Is it true that the candidate with the most money always wins?

They usually do. But—and this is an important "but"—that is true because the candidates who get the most money are usually the ones who are most likely to win. They are candidates who have proven themselves by winning other elections, earning the support of party leaders, and achieving name recognition among voters. Candidates who have never won, or even ever run in, an election will not have the full support of party leaders, will be unfamiliar to voters, will not attract much money, and are not likely to win.

But what if these unproven candidates are rich enough to pour tens of millions of dollars into their own campaigns? That usually does not work. It worked for billionaire Michael Bloomberg, who won three terms as mayor of New York City, in 2001, 2005, and 2009, by spending record-shattering sums of his own money to greatly outspend his publicly funded opponents. But it did not work for former eBay CEO Meg Whitman, who broke Bloomberg's record by giving $144,000,000 to her 2010 campaign for California governor, only to lose to the out- spent but better-known and more experienced Jerry Brown.6

Where money may matter most is when two experienced politicians face one another in an open-seat election.

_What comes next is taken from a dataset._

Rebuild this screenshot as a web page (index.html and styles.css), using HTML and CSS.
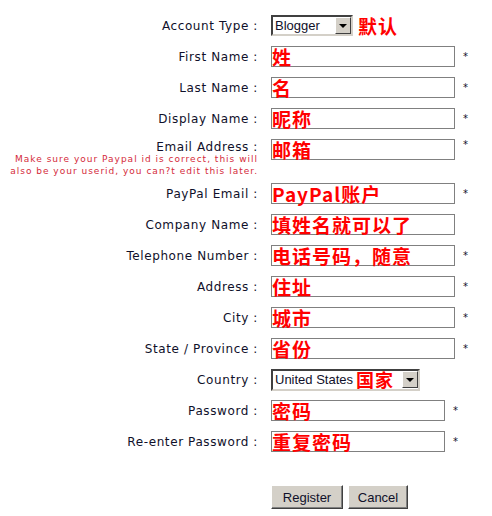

In a contest between two candidates who have both won elections, have the full backing of their parties, and are well known to voters, but who do not both attract the same amount of money, having a bigger campaign fund could be the deciding factor in winning the election.

Money is necessary because campaigns can be expensive, but money alone rarely wins elections. Think of running for an elective office as like playing blackjack in Las Vegas. Having a lot of money is no guarantee that you will win, but without money you cannot even get into the game.